Sie verwies auf die Ergebnisse der einzigartigen Telefonbefragung:

  • 20,8% der Ehrenamtlichen geben an, von der Erziehung der Kinder in der Coronakrise überfordert worden zu sein. Bei den betreuten Mentees soll es bei 42,8% sein.
  • 37,8% der Kinder der Ehrenamtlichen hatten während des Homeschoolings Schwierigkeiten beim Lernen und bei den Schulaufgaben. Dies soll bei 74,9% der Betreuten der Fall sein.
  • Für 29,8% der Ehrenamtlichen war nicht verständlich, was die Schule bezüglich der Schulaufgaben von ihren Kindern erwartete. Diese Beobachtung machten 68,1% bei ihren Mentees.
  • 14,8% der Pat*innen schätzen die Lernumgebung, die sie ihren Kindern bieten können, eher als schlecht ein. Dies wäre bei 41,8% der Betreuten der Fall.
  • 22,0% der Ehrenamtlichen gaben an, dass es zu Rollenkonflikten zwischen ihnen und Lehrer*innen gekommen sei, da die Erwartungen jeweils unterschiedlich gewesen seien. Dies soll bei 45,7% der Betreuten der Fall gewesen sein.
  • 16,2% der Ehrenamtlichen konnten, die von der Schule erwartete technische Ausstattung für das Homeschooling nicht bereitstellen. Aber 52,6% meinten, die Betreuten hätten nicht ausreichende technische Ausstattung.
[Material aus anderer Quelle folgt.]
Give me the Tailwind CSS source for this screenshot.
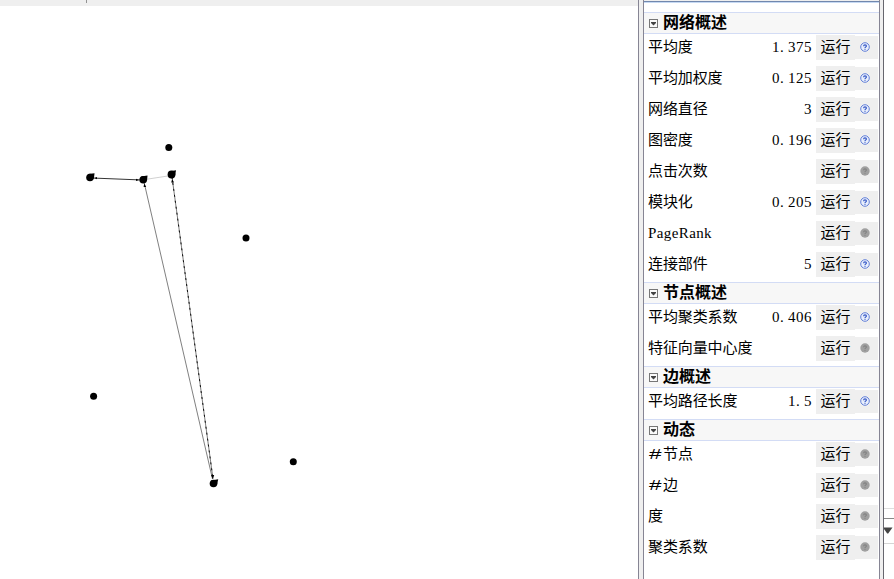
<!DOCTYPE html>
<html lang="zh-CN">
<head>
<meta charset="utf-8">
<title>统计</title>
<script src="https://cdn.jsdelivr.net/npm/@tailwindcss/browser@4"></script>
</head>
<body class="w-[894px] h-[579px] overflow-hidden bg-white text-black font-['Liberation_Sans','Noto_Sans_CJK_SC',sans-serif]">
<div class="flex w-[894px] h-[579px]">
  <main class="flex flex-col w-[638px] shrink-0">
    <div class="h-[6px] bg-[#efefef] flex"><div class="ml-[86px] w-px h-[3px] bg-[#929292]"></div></div>
    <svg class="block w-[638px] h-[573px]" viewBox="0 6 638 573">
      <g fill="none" stroke="#000" stroke-width="1">
        <path d="M92 178L142 180" stroke-width=".8"/>
        <path d="M145 179.500L171 175.500" stroke="#bdbdbd" stroke-width=".7"/>
        <path d="M144 182L212.500 479" stroke="#555" stroke-width=".75"/>
        <path d="M172 177L213 479" stroke="#444" stroke-width=".7"/>
        <path d="M172 177L213 479" stroke-dasharray="2 4" stroke-width=".9"/>
      </g>
      <g>
        <circle cx="168.800" cy="147.500" r="3.500"/><circle cx="246" cy="238" r="3.500"/>
        <circle cx="93.600" cy="396.300" r="3.500"/><circle cx="293.300" cy="461.800" r="3.500"/>
        <circle cx="90" cy="177.500" r="3.800"/><path d="M88 174L94.500 173.200L93.800 179Z"/>
        <circle cx="143.200" cy="179.700" r="3.800"/><path d="M141 176.500L147.500 175.500L147 181Z"/>
        <circle cx="171.500" cy="174.500" r="3.900"/><path d="M169 171.500L176 170.300L175 176Z"/>
        <circle cx="213.500" cy="483.500" r="3.800"/><path d="M211 480.500L218.200 479.300L217 485Z"/>
        <path d="M94.500 178L97 177v2.300ZM139 180L136 178.800v2.300ZM144.200 183.500L143.600 187h2.600ZM172.200 179L171.200 182.500h2.800ZM212.800 479L211 475h3.200Z"/>
      </g>
    </svg>
  </main>
  <div class="w-[6px] shrink-0 bg-[#efefef] border-x border-[#868594]"></div>
  <aside class="w-[235px] shrink-0 flex flex-col">
    <div class="h-[12px] shrink-0 flex flex-col"><div class="h-px bg-[#efefef]"></div><div class="h-px bg-[#7187ad]"></div><div class="h-px bg-[#c6d9f3]"></div></div>
    <div id="stats"></div>
  </aside>
  <div class="w-[5px] shrink-0 bg-[#efefef] border-x border-l-[#868594] border-r-[#66666e]"></div>
  <div class="w-[10px] shrink-0 flex flex-col">
    <div class="h-[508px] shrink-0"></div>
    <div class="h-[10px] border-t border-[#dedede]"></div>
    <div class="h-[26px] border-t border-b border-t-[#888] border-b-[#d5d5d5]">
      <svg class="block w-[10px] h-[24px]" viewBox="0 0 10 24"><path d="M0 8.500H8.500L4.200 14.500H3.200L0 10Z" fill="#444"/></svg>
    </div>
  </div>
</div>
<script>
const groups = [
  ['网络概述', [['平均度','1.375',1],['平均加权度','0.125',1],['网络直径','3',1],['图密度','0.196',1],['点击次数','',0],['模块化','0.205',1],['PageRank','',0],['连接部件','5',1]]],
  ['节点概述', [['平均聚类系数','0.406',1],['特征向量中心度','',0]]],
  ['边概述', [['平均路径长度','1.5',1]]],
  ['动态', [['#节点','',0],['#边','',0],['度','',0],['聚类系数','',0]]]
];
const q = '<path d="M3.600 4.200Q3.700 2.900 5 2.900Q6.400 2.900 6.400 4.100Q6.400 4.700 5.700 5.100Q5 5.500 5 6.100M5 6.800V7.800" fill="none" ';
const help = on => on
  ? '<svg class="w-[10px] h-[10px]" viewBox="0 0 10 10"><circle cx="5" cy="5" r="4.300" fill="#e9effc" stroke="#6480d8" stroke-width="1"/>' + q + 'stroke="#3457c5" stroke-width="1.200"/></svg>'
  : '<svg class="w-[10px] h-[10px]" viewBox="0 0 10 10"><circle cx="5" cy="5" r="4.700" fill="#a0a0a0"/>' + q + 'stroke="#828282" stroke-width="1.100"/></svg>';
const label = t => t === 'PageRank'
  ? `<span class="pt-px font-['Liberation_Serif',serif] text-[15px] tracking-[0.4px]">PageRank</span>`
  : t.replace('#', '<span class="inline-block w-[15px] text-center"><span class="inline-block scale-x-150 text-[15px]">#</span></span>');
const num = v => v.replace('.', '<span class="inline-block w-[8px]">.</span>');
document.getElementById('stats').innerHTML = groups.map(([title, rows]) => `
<section class="pb-[4px]">
  <h2 class="h-[22px] mb-px border-y border-[#d3dcf5] bg-[#f7f7f7] flex items-center pl-[5px]">
    <svg class="w-[9px] h-[9px] mr-[6px]" viewBox="0 0 9 9"><rect x=".5" y=".5" width="8" height="8" fill="#fafafa" stroke="#777"/><path d="M2 3H7V4L4.500 6.500L2 4Z" fill="#444"/></svg>
    <span class="-ml-px text-[16px] leading-[20px] font-bold whitespace-nowrap">${title}</span>
  </h2>
  <div class="flex flex-col gap-[6px]">${rows.map(([t, v, on]) => `
    <div class="h-[25px] flex items-center pr-px">
      <span class="pl-[4px] text-[15px] leading-[23px] pb-[2px] tracking-[-0.1px] whitespace-nowrap flex items-center">${label(t)}</span>
      <span class="ml-auto pr-[4px] font-['Liberation_Serif',serif] text-[15px] leading-[25px] tracking-[0.5px]">${num(v)}</span>
      <button class="w-[39px] h-[25px] bg-[#efefef] text-[15px] leading-[23px] pb-[2px] tracking-[-0.1px]">运行</button>
      <span class="w-[23px] h-[23px] bg-[#efefef] flex items-center justify-center pr-[3px] pb-px">${help(on)}</span>
    </div>`).join('')}
  </div>
</section>`).join('<div class="h-px"></div>');
</script>
</body>
</html>
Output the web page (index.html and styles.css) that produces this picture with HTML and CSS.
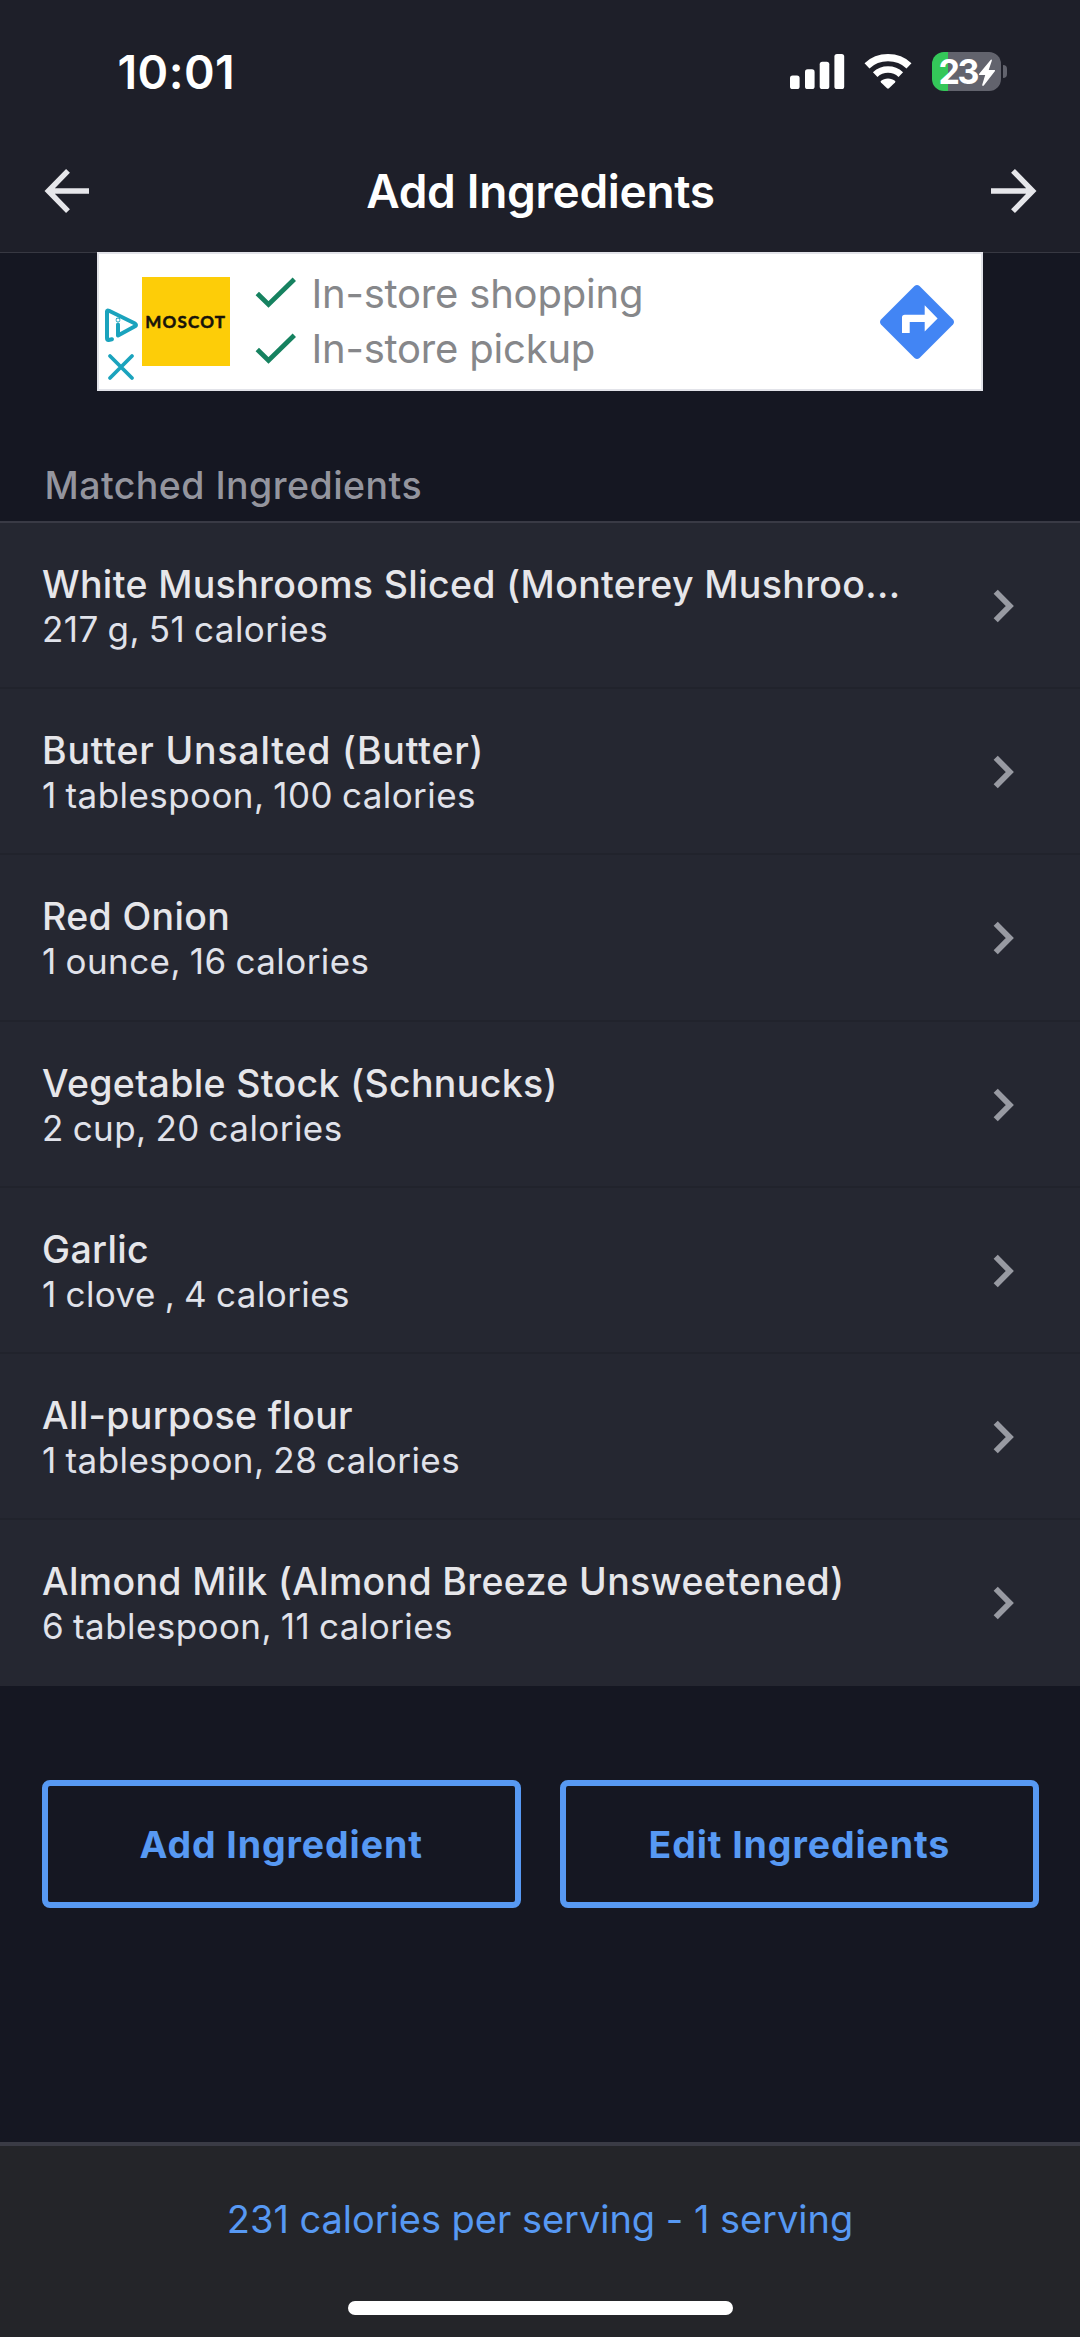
FILE: index.html
```
<!DOCTYPE html>
<html lang="en">
<head>
<meta charset="utf-8">
<title>Add Ingredients</title>
<link rel="stylesheet" href="styles.css">
</head>
<body>
<svg width="0" height="0" class="defs" aria-hidden="true">
  <symbol id="chevron" viewBox="0 0 22 34"><path d="M2.7 2.7 16.8 17 2.7 31.3" fill="none" stroke="currentColor" stroke-width="5.8"/></symbol>
  <symbol id="check" viewBox="0 0 42 32"><path d="M2.3 16.5 13.5 27.5 39.3 2.3" fill="none" stroke="currentColor" stroke-width="4.8"/></symbol>
</svg>
<div class="screen">
  <header class="header">
    <div class="status">
      <span class="time">10:01</span>
      <div class="indicators">
        <svg class="signal" width="55" height="36" viewBox="0 0 55 36" fill="#fff"><rect x="0" y="21.5" width="9.6" height="13.5" rx="2.6"/><rect x="15" y="15.3" width="9.6" height="19.7" rx="2.6"/><rect x="29.7" y="7.7" width="9.6" height="27.3" rx="2.6"/><rect x="44.4" y="0" width="9.8" height="35" rx="2.6"/></svg>
        <svg class="wifi" width="48" height="36" viewBox="0 0 48 36"><g fill="none" stroke="#fff"><path d="M3 11.8C14.5.9 33.5.9 45 11.8" stroke-width="7.2"/><path d="M11.2 20.6C18.5 13.8 29.5 13.8 36.8 20.6" stroke-width="6.6"/></g><path d="M16.8 27C20.5 23.5 27.5 23.5 31.2 27Q31.7 27.7 31 28.4L25 34.3Q24 35.2 23 34.3L17 28.4Q16.300 27.7 16.8 27Z" fill="#fff"/></svg>
        <div class="battery">
          <span class="level">23</span>
          <svg class="bolt" width="18" height="28" viewBox="0 0 18 28" fill="#fff"><path d="M12.8.8 1 15Q.5 16 1.6 16H7.2L4.2 25.7Q4.3 27.6 5.8 26.6L17 12Q17.4 10.9 16.3 10.9H10.7L13.9 1.6Q13.9.2 12.8.8Z"/></svg>
        </div>
        <span class="nub"></span>
      </div>
    </div>
    <nav class="nav">
      <svg width="46" height="46" viewBox="0 0 46 46" fill="none" stroke="#e6e6ea" stroke-width="5.4"><path d="M24 2.8 4.3 23 24 43.2M5 23H45"/></svg>
      <h1 class="title">Add Ingredients</h1>
      <svg width="46" height="46" viewBox="0 0 46 46" fill="none" stroke="#e6e6ea" stroke-width="5.4"><path d="M22 2.8 41.7 23 22 43.2M41 23H0"/></svg>
    </nav>
  </header>

  <section class="ad">
    <div class="ad-controls">
      <svg width="34" height="34" viewBox="0 0 34 34" fill="none" stroke="#1aa3bd" stroke-width="4" stroke-linecap="round" stroke-linejoin="round"><path d="M8 31.2 4.500 32Q3 32 3 30V3.500Q3 2 5 2.8L31 15.500Q33 17 31 18.300L14 27.500V16.500"/><circle cx="14" cy="12" r=".4"/></svg>
      <svg width="28" height="28" viewBox="0 0 28 28" stroke="#1aa3bd" stroke-width="3.8" stroke-linecap="round"><path d="M3 3 25 25M25 3 3 25"/></svg>
    </div>
    <div class="ad-logo">MOSCOT</div>
    <div class="ad-lines">
      <div class="ad-line"><svg class="check" width="42" height="32"><use href="#check"/></svg><span>In-store shopping</span></div>
      <div class="ad-line"><svg class="check" width="42" height="32"><use href="#check"/></svg><span>In-store pickup</span></div>
    </div>
    <svg class="directions" width="76" height="76" viewBox="0 0 76 76"><path d="M35.5 2Q38 0 40.5 2L74 35.5Q76 38 74 40.5L40.5 74Q38 76 35.5 74L2 40.5Q0 38 2 35.5Z" fill="#4285f4"/><path d="M23 49V33.5Q23 30.7 25.8 30.7H45.7V21.3L58.6 34.5 45.7 47.6V38H30.7V49Z" fill="#fff"/></svg>
  </section>

  <h2 class="section-title">Matched Ingredients</h2>
  <ul class="list">
    <li class="row"><div class="info"><div class="name">White Mushrooms Sliced (Monterey Mushroo...</div><div class="detail">217 g, 51 calories</div></div><svg class="chevron" width="22" height="34"><use href="#chevron"/></svg></li>
    <li class="row"><div class="info"><div class="name name-wide">Butter Unsalted (Butter)</div><div class="detail">1 tablespoon, 100 calories</div></div><svg class="chevron" width="22" height="34"><use href="#chevron"/></svg></li>
    <li class="row"><div class="info"><div class="name">Red Onion</div><div class="detail">1 ounce, 16 calories</div></div><svg class="chevron" width="22" height="34"><use href="#chevron"/></svg></li>
    <li class="row"><div class="info"><div class="name">Vegetable Stock (Schnucks)</div><div class="detail">2 cup, 20 calories</div></div><svg class="chevron" width="22" height="34"><use href="#chevron"/></svg></li>
    <li class="row"><div class="info"><div class="name">Garlic</div><div class="detail">1 clove , 4 calories</div></div><svg class="chevron" width="22" height="34"><use href="#chevron"/></svg></li>
    <li class="row"><div class="info"><div class="name">All-purpose flour</div><div class="detail">1 tablespoon, 28 calories</div></div><svg class="chevron" width="22" height="34"><use href="#chevron"/></svg></li>
    <li class="row"><div class="info"><div class="name">Almond Milk (Almond Breeze Unsweetened)</div><div class="detail">6 tablespoon, 11 calories</div></div><svg class="chevron" width="22" height="34"><use href="#chevron"/></svg></li>
  </ul>

  <div class="actions">
    <button class="btn">Add Ingredient</button>
    <button class="btn">Edit Ingredients</button>
  </div>

  <footer class="footer">
    <p class="summary">231 calories per serving - 1 serving</p>
    <div class="home"></div>
  </footer>
</div>
</body>
</html>
```
FILE: styles.css
```
* { box-sizing: border-box; margin: 0; padding: 0; }
body { background: #151722; font-family: Inter, "Liberation Sans", sans-serif; }
.defs { display: block; }
.screen { width: 1080px; height: 2337px; display: flex; flex-direction: column; overflow: hidden; }

.header { height: 253px; flex: none; background: #1e1f29; border-bottom: 1px solid #373842; color: #fff; }
.status { height: 130px; padding: 13px 73px 0 117.5px; display: flex; align-items: center; justify-content: space-between; }
.time { font-size: 46.5px; font-weight: 600; line-height: 56px; letter-spacing: .41px; }
.indicators { display: flex; align-items: center; }
.wifi { margin-left: 19px; }
.battery { width: 69px; height: 39px; margin-left: 20px; border-radius: 12px; background: linear-gradient(90deg, #34c759 16px, #62636d 16px); display: flex; align-items: center; padding-left: 7px; }
.level { width: 39px; font-size: 34px; font-weight: 700; line-height: 38px; letter-spacing: -2.5px; }
.bolt { margin-top: 2px; }
.nub { width: 4px; height: 13px; margin-left: 2.5px; border-radius: 0 5px 5px 0; background: #62636d; }
.nav { height: 122px; padding: 0 43px 0 44px; display: flex; align-items: center; justify-content: space-between; }
.title { font-size: 46px; font-weight: 600; line-height: 56px; letter-spacing: -.3px; }

.ad { width: 886px; height: 139px; flex: none; margin: -1px 0 0 97px; position: relative; background: #fff; border: 2px solid #e2e3e9; display: flex; align-items: center; }
.ad-controls { margin: 45px 0 0 4.5px; width: 38px; display: flex; flex-direction: column; gap: 11px; align-items: flex-start; }
.ad-controls svg:last-child { margin-left: 3px; }
.ad-logo { width: 88.5px; height: 88.5px; background: #fdcd08; color: #17130a; display: flex; align-items: center; justify-content: center; font: 700 17px/20px Lato, sans-serif; letter-spacing: 1.2px; -webkit-text-stroke: .5px #17130a; }
.ad-lines { margin: -1px 0 0 25px; color: #86878a; font-size: 40px; line-height: 55.4px; letter-spacing: -.2px; }
.ad-line { display: flex; align-items: center; gap: 14.5px; }
.check { color: #168260; }
.directions { margin: 0 26px 0 auto; }

.section-title { margin: 72px 0 0 44.5px; padding-bottom: 13px; font-size: 37.5px; font-weight: 500; line-height: 45px; letter-spacing: .45px; color: #94959e; }
.list { list-style: none; border-top: 2px solid #393a45; }
.row { height: 166.2px; padding: 0 65px 0 42px; background: #252731; border-bottom: 2px solid #21232c; display: flex; justify-content: space-between; align-items: center; }
.row:last-child { border-bottom-color: #252731; }
.info { padding-top: 4px; white-space: nowrap; }
.name { font-size: 37.5px; font-weight: 500; line-height: 45px; letter-spacing: .35px; color: #e6e6ea; }
.name-wide { letter-spacing: .8px; }
.detail { font-size: 35px; line-height: 45px; letter-spacing: .43px; word-spacing: -1.4px; color: #e0e2ea; }
.chevron { color: #989aa2; margin-top: 2px; }

.actions { margin: 94px 41px 0 41.5px; display: grid; grid-template-columns: 1fr 1fr; gap: 39px; }
.btn { height: 128px; border: 6px solid #5799f3; border-radius: 8px; background: transparent; color: #5799f3; font: 700 37.5px/45px Inter, sans-serif; letter-spacing: .9px; }

.footer { height: 195px; margin-top: auto; flex: none; background: #242529; border-top: 4px solid #3a3b45; display: flex; flex-direction: column; align-items: center; }
.summary { margin-top: 51px; font-size: 38px; line-height: 45px; letter-spacing: -.03px; color: #5799f3; }
.home { width: 385px; height: 14px; margin-top: 59px; border-radius: 7px; background: #fff; }
```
Kılıçarslan führt weiter aus, „gerade feiern wir das Opferfest. Unsere Ehrenamtlichen werden mit selbst angeschafften und vorbereiteten Geschenken viele Kinder glücklich machen. Wie sie in der Coronakrise durch Online-Betreuung gemeinsam gebastelt, Spiele gespielt haben, werden sie auch jetzt schöne Momente erleben lassen. Für diese vielen Kinder, die auch unsere Zukunft sind, werden dennoch schulische Maßnahmen, die ihre Zukunft retten, ein besonderes Geschenk sein“.